Your goal → The listing below should be printed exactly, every line of it. Skip the pictures.
──────────────────────────────
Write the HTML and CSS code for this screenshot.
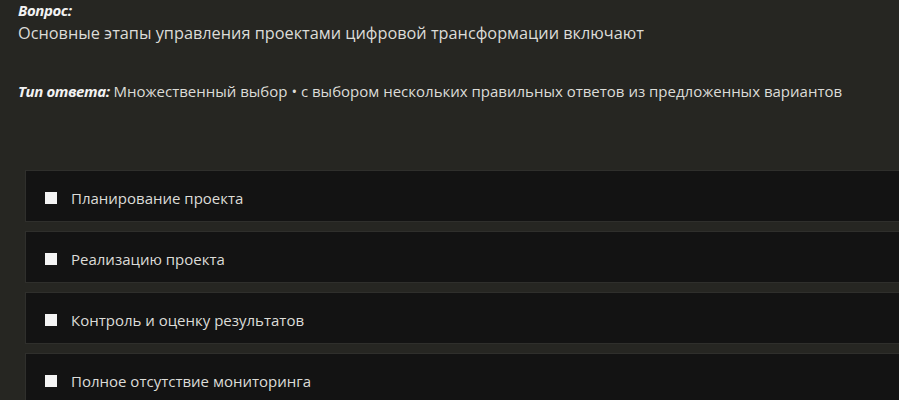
FILE: index.html
```html
<!DOCTYPE html>
<html lang="ru">
<head>
    <meta charset="UTF-8">
    <title>Вопрос</title>
    <link rel="stylesheet" href="styles.css">
</head>
<body>

<div class="question">
    <div class="label">Вопрос:</div>
    <div class="question-text">Основные этапы управления проектами цифровой трансформации включают</div>
    <div class="answer-type"><span class="label">Тип ответа:</span> Множественный выбор • с выбором нескольких правильных ответов из предложенных вариантов</div>
</div>

<div class="options">
    <label class="option"><span class="box"></span>Планирование проекта</label>
    <label class="option"><span class="box"></span>Реализацию проекта</label>
    <label class="option"><span class="box"></span>Контроль и оценку результатов</label>
    <label class="option"><span class="box"></span>Полное отсутствие мониторинга</label>
</div>

</body>
</html>
```

FILE: styles.css
```css
body {
    margin: 0;
    background-color: #262622;
    color: #dcdcd8;
    font-family: 'Open Sans', 'Noto Sans', sans-serif;
    font-size: 15px;
    overflow: hidden;
}

.question {
    padding: 0 18px;
}

.label {
    font-weight: bold;
    font-style: italic;
    color: #f2f2f2;
    letter-spacing: -0.4px;
}

.question-text {
    margin-top: 2px;
    font-size: 16.3px;
    line-height: 22px;
}

.answer-type {
    margin-top: 37px;
    line-height: 20px;
}

.options {
    margin-top: 69px;
    padding-left: 25px;
    display: flex;
    flex-direction: column;
    gap: 9px;
}

.option {
    display: flex;
    align-items: center;
    height: 52px;
    padding: 3px 0 0 19px;
    background-color: #131313;
    border: 1px solid #2f2f2c;
    border-right: none;
    box-sizing: border-box;
}

.box {
    width: 12px;
    height: 12px;
    background-color: #f4f4f4;
    margin-right: 14px;
}
```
──────────────────────────────
Output of the exercise →
Write the HTML and CSS code for this screenshot.
FILE: index.html
```html
<!DOCTYPE html>
<html lang="ru">
<head>
    <meta charset="UTF-8">
    <title>Вопрос</title>
    <link rel="stylesheet" href="styles.css">
</head>
<body>

<div class="question">
    <div class="label">Вопрос:</div>
    <div class="question-text">Основные этапы управления проектами цифровой трансформации включают</div>
    <div class="answer-type"><span class="label">Тип ответа:</span> Множественный выбор • с выбором нескольких правильных ответов из предложенных вариантов</div>
</div>

<div class="options">
    <label class="option"><span class="box"></span>Планирование проекта</label>
    <label class="option"><span class="box"></span>Реализацию проекта</label>
    <label class="option"><span class="box"></span>Контроль и оценку результатов</label>
    <label class="option"><span class="box"></span>Полное отсутствие мониторинга</label>
</div>

</body>
</html>
```

FILE: styles.css
```css
body {
    margin: 0;
    background-color: #262622;
    color: #dcdcd8;
    font-family: 'Open Sans', 'Noto Sans', sans-serif;
    font-size: 15px;
    overflow: hidden;
}

.question {
    padding: 0 18px;
}

.label {
    font-weight: bold;
    font-style: italic;
    color: #f2f2f2;
    letter-spacing: -0.4px;
}

.question-text {
    margin-top: 2px;
    font-size: 16.3px;
    line-height: 22px;
}

.answer-type {
    margin-top: 37px;
    line-height: 20px;
}

.options {
    margin-top: 69px;
    padding-left: 25px;
    display: flex;
    flex-direction: column;
    gap: 9px;
}

.option {
    display: flex;
    align-items: center;
    height: 52px;
    padding: 3px 0 0 19px;
    background-color: #131313;
    border: 1px solid #2f2f2c;
    border-right: none;
    box-sizing: border-box;
}

.box {
    width: 12px;
    height: 12px;
    background-color: #f4f4f4;
    margin-right: 14px;
}
```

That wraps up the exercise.